4. Re:From 0 to Monitoring and Alerting in 30 minutes by Mark+Bainter · 2007-04-11 14:36 · Score: 1
  
  Why is Java bad? This isn't 1996 anymore. Have you ever run HQ? It would be shame to throw someone out of your interview over that! ;-) If you want to argue about objective features, then point them out.
  
  Java is bad because it's a huge runtime environment for something as simple as an agent. Linux could probably handle it, but *why*? On windows I would never dream of installing Java + anything else and still expect it to perform, anymore than I would any other two apps on the same server. You're just asking for trouble.
  If I'm going to install an agent, I want it to be small, non-intrusive, have little or no dependencies and be reliable. I don't ascribe any of those things to a java based agent.
  Oh, and you're the one who wanted to talk about objective truth. You presented the positive case, so the onus is on you to defend it. If Hyperic is "objectively better" then start proving it. What does it have that Nagios doesn't? Why is it better? And no, "My grandma can install it" isn't a valid argument.
  Look at the installation procedure: Nagios documentation starts out with telling you that you'll need root access, a compiler, libGD, etc. Hyperic HQ comes with an installer that does all the work for you.
  Well, I guess if your target market is my grandmother that might mean a hill of beans to me. But see I'm a unix sysadmin. Root access, compilers, and libraries don't scare me. Not to mention the bogus presentation. Hey, guess what, I can do 'rpm --enable-repo=dag install nagios' on my RHEL boxes. Done. "easy" install procedures don't make a good product.
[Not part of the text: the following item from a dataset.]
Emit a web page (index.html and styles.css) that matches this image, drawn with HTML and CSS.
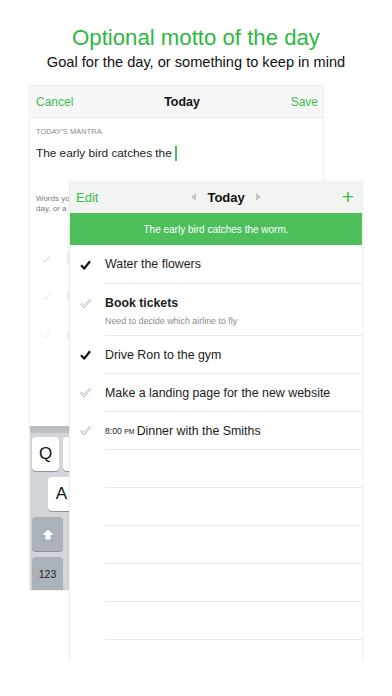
FILE: index.html
```html
<!DOCTYPE html>
<html lang="en">
<head>
    <meta charset="UTF-8">
    <title>Optional motto of the day</title>
    <link rel="stylesheet" href="styles.css">
</head>
<body>
    <div class="intro">
        <h1 class="title">Optional motto of the day</h1>
        <p class="subtitle">Goal for the day, or something to keep in mind</p>
    </div>

    <div class="stage">
        <!-- editor sheet behind -->
        <div class="back">
            <div class="back-bar">
                <span class="link">Cancel</span>
                <span class="bar-title">Today</span>
                <span class="link">Save</span>
            </div>
            <div class="back-body">
                <div class="label">TODAY'S MANTRA</div>
                <div class="input">The early bird catches the<i class="cursor"></i></div>
                <!-- only the strip left of the list sheet shows -->
                <div class="hint">Words yo<br>day, or a</div>
                <ul class="ghost">
                    <li><svg width="9" height="8" viewBox="0 0 11 10"><path d="M1 5.5 L4 8.5 L10 1.5" fill="none" stroke="#e6e6e6" stroke-width="1.8"/></svg><span>D</span></li>
                    <li><svg width="9" height="8" viewBox="0 0 11 10"><path d="M1 5.5 L4 8.5 L10 1.5" fill="none" stroke="#ececec" stroke-width="1.4"/></svg><span>M</span></li>
                    <li><svg width="9" height="8" viewBox="0 0 11 10"><path d="M1 5.5 L4 8.5 L10 1.5" fill="none" stroke="#ececec" stroke-width="1.4"/></svg><span class="small">8</span></li>
                </ul>
            </div>
            <div class="keyboard">
                <div class="kb-row">
                    <span class="key">Q</span><span class="key"></span>
                </div>
                <div class="kb-row indent">
                    <span class="key">A</span>
                </div>
                <div class="kb-row">
                    <span class="key dark">
                        <svg width="12" height="11" viewBox="0 0 12 11"><path d="M6 0.5 L11.5 6 L8.5 6 L8.5 10.5 L3.5 10.5 L3.5 6 L0.5 6 Z" fill="#fff"/></svg>
                    </span>
                </div>
                <div class="kb-row">
                    <span class="key dark num">123</span>
                </div>
            </div>
        </div>

        <!-- list sheet in front -->
        <div class="front">
            <div class="front-bar">
                <span class="link">Edit</span>
                <span class="day-nav">
                    <i class="tri left"></i>
                    <span class="bar-title">Today</span>
                    <i class="tri right"></i>
                </span>
                <span class="plus">+</span>
            </div>
            <div class="mantra">The early bird catches the worm.</div>
            <ul class="tasks">
                <li class="task first">
                    <span class="mark"><svg width="11" height="10" viewBox="0 0 11 10"><path d="M1 5.2 L4.2 8.6 L10 1.2" fill="none" stroke="#111" stroke-width="2.2" stroke-linejoin="round"/></svg></span>
                    <span class="text">Water the flowers</span>
                </li>
                <li class="task tall">
                    <span class="mark"><svg width="11" height="10" viewBox="0 0 11 10"><path d="M0.6 5.4 L1.8 4.3 L4 6.4 L9.6 0.6 L10.5 1.5 L4 9 Z" fill="none" stroke="#9a9a9a" stroke-width="0.7"/></svg></span>
                    <span class="text">
                        <b>Book tickets</b>
                        <small>Need to decide which airline to fly</small>
                    </span>
                </li>
                <li class="task">
                    <span class="mark"><svg width="11" height="10" viewBox="0 0 11 10"><path d="M1 5.2 L4.2 8.6 L10 1.2" fill="none" stroke="#111" stroke-width="2.2" stroke-linejoin="round"/></svg></span>
                    <span class="text">Drive Ron to the gym</span>
                </li>
                <li class="task">
                    <span class="mark"><svg width="11" height="10" viewBox="0 0 11 10"><path d="M0.6 5.4 L1.8 4.3 L4 6.4 L9.6 0.6 L10.5 1.5 L4 9 Z" fill="none" stroke="#9a9a9a" stroke-width="0.7"/></svg></span>
                    <span class="text">Make a landing page for the new website</span>
                </li>
                <li class="task">
                    <span class="mark"><svg width="11" height="10" viewBox="0 0 11 10"><path d="M0.6 5.4 L1.8 4.3 L4 6.4 L9.6 0.6 L10.5 1.5 L4 9 Z" fill="none" stroke="#9a9a9a" stroke-width="0.7"/></svg></span>
                    <span class="text"><em class="time">8:00 <span>PM</span></em>Dinner with the Smiths</span>
                </li>
                <li class="task"><span class="mark"></span><span class="text"></span></li>
                <li class="task"><span class="mark"></span><span class="text"></span></li>
                <li class="task"><span class="mark"></span><span class="text"></span></li>
                <li class="task"><span class="mark"></span><span class="text"></span></li>
                <li class="task"><span class="mark"></span><span class="text"></span></li>
                <li class="task"><span class="mark"></span><span class="text"></span></li>
            </ul>
        </div>
    </div>
</body>
</html>
```

FILE: styles.css
```css
* {
    margin: 0;
    padding: 0;
    box-sizing: border-box;
}
ul, li {
    list-style: none;
}
body {
    width: 392px;
    height: 696px;
    overflow: hidden;
    background: #fff;
    font-family: "Liberation Sans", Arial, sans-serif;
    color: #1c1c1c;
}

.intro {
    padding-top: 25px;
    text-align: center;
}
.title {
    font-size: 22.2px;
    line-height: 26px;
    font-weight: normal;
    color: #2cb842;
}
.subtitle {
    margin-top: 2px;
    font-size: 14.6px;
    line-height: 18px;
    color: #111;
}

.stage {
    position: relative;
    margin-top: 14px;
}

/* back sheet */
.back {
    margin-left: 29px;
    width: 295px;
    height: 506px;
    border: 1px solid #efefef;
    display: flex;
    flex-direction: column;
    background: #fff;
}
.back-bar {
    height: 32px;
    padding: 0 5px 0 6px;
    display: flex;
    align-items: center;
    justify-content: space-between;
    background: #f7f7f7;
    border-bottom: 1px solid #e9e9e9;
}
.link {
    font-size: 12px;
    color: #3dbb4f;
}
.bar-title {
    font-size: 12.4px;
    font-weight: bold;
    color: #111;
}
.back-body {
    padding: 0 6px;
    flex: 1;
}
.label {
    margin-top: 9px;
    font-size: 7.4px;
    line-height: 10px;
    color: #8a8a8a;
    letter-spacing: 0.1px;
}
.input {
    margin-top: 8px;
    font-size: 11.8px;
    line-height: 16px;
    color: #222;
    display: flex;
    align-items: center;
}
.cursor {
    display: inline-block;
    width: 2px;
    height: 15px;
    margin-left: 3px;
    background: #4cc05b;
}
.hint {
    margin-top: 33px;
    width: 33px;
    overflow: hidden;
    font-size: 8px;
    line-height: 10px;
    color: #7a7a7a;
    white-space: nowrap;
}
.ghost {
    margin-top: 26px;
    width: 33px;
    overflow: hidden;
}
.ghost li {
    height: 38px;
    display: flex;
    align-items: center;
    padding-left: 6px;
    gap: 15px;
}
.ghost svg {
    flex: none;
}
.ghost span {
    font-size: 12.5px;
    color: #e9e9e9;
    white-space: nowrap;
}
.ghost .small {
    font-size: 8px;
}

.keyboard {
    height: 164px;
    background: #d2d5da;
    border-top: 7px solid #bcc0c5;
    padding: 4px 0 0 2px;
    display: flex;
    flex-direction: column;
    gap: 6px;
    overflow: hidden;
}
.kb-row {
    display: flex;
    gap: 4px;
}
.kb-row.indent {
    padding-left: 16px;
}
.key {
    flex: none;
    width: 27px;
    height: 34px;
    border-radius: 4px;
    background: #fff;
    box-shadow: 0 1px 0 #8e9297;
    display: flex;
    align-items: center;
    justify-content: center;
    font-size: 17px;
    color: #111;
}
.key.dark {
    width: 31px;
    background: #acb2ba;
}
.key.num {
    font-size: 10.5px;
    color: #222;
}

/* front sheet */
.front {
    position: absolute;
    left: 69px;
    top: 96px;
    width: 294px;
    height: 479px;
    background: #fff;
    border-left: 1px solid #ececec;
    border-right: 1px solid #f0f0f0;
    box-shadow: 0 0 3px rgba(0, 0, 0, 0.05);
    overflow: hidden;
}
.front-bar {
    height: 32px;
    padding: 0 8px 0 6px;
    display: flex;
    align-items: center;
    justify-content: space-between;
    background: #f1f4f1;
}
.front-bar .link {
    font-size: 13px;
}
.front-bar .bar-title {
    font-size: 13px;
}
.day-nav {
    display: flex;
    align-items: center;
    gap: 11px;
    margin-left: 12px;
}
.tri {
    display: inline-block;
    width: 0;
    height: 0;
    border-top: 4px solid transparent;
    border-bottom: 4px solid transparent;
}
.tri.left {
    border-right: 5px solid #c4c4c4;
}
.tri.right {
    border-left: 5px solid #c4c4c4;
}
.plus {
    font-size: 21px;
    font-weight: 300;
    line-height: 20px;
    color: #46bd56;
}
.mantra {
    height: 32px;
    background: #4dc05c;
    color: #fff;
    font-size: 10px;
    display: flex;
    align-items: center;
    justify-content: center;
}

.task {
    display: flex;
    height: 38px;
}
.task.first {
    height: 39px;
}
.task.tall {
    height: 52px;
}
.mark {
    flex: none;
    width: 35px;
    display: flex;
    align-items: center;
    padding-left: 10px;
}
.task.tall .mark {
    align-items: flex-start;
    padding-top: 15px;
}
.text {
    flex: 1;
    border-bottom: 1px solid #e8e8e8;
    display: flex;
    align-items: center;
    font-size: 12.4px;
    color: #1c1c1c;
    white-space: nowrap;
}
.task.tall .text {
    flex-direction: column;
    align-items: flex-start;
    justify-content: flex-start;
    padding-top: 12px;
    gap: 6px;
}
.text b {
    font-size: 12.3px;
    line-height: 14px;
}
.text small {
    font-size: 8.9px;
    line-height: 10px;
    color: #8c8c8c;
}
.time {
    font-style: normal;
    font-size: 8.6px;
    margin-right: 2px;
    margin-top: 1px;
}
.time span {
    font-size: 7px;
}
```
  Where do the 'light years' come into play? Feature for Feature, Nagios and HQ have a lot of the same features.
  Really? Cause when I talked to your reps at LISA last year it was quite clear they weren't even close. Did you rewrite the whole thing in the last four and a half months? Again, if you're an ignorant user, or a grandma who for some bizzare reason needs a monitoring tool then I suppose a java app you can install on your servers and point at your network and have it get a rough approximation of a generic monitoring setup might be useful to you.
  For those of us who have real problems to solve, it isn't.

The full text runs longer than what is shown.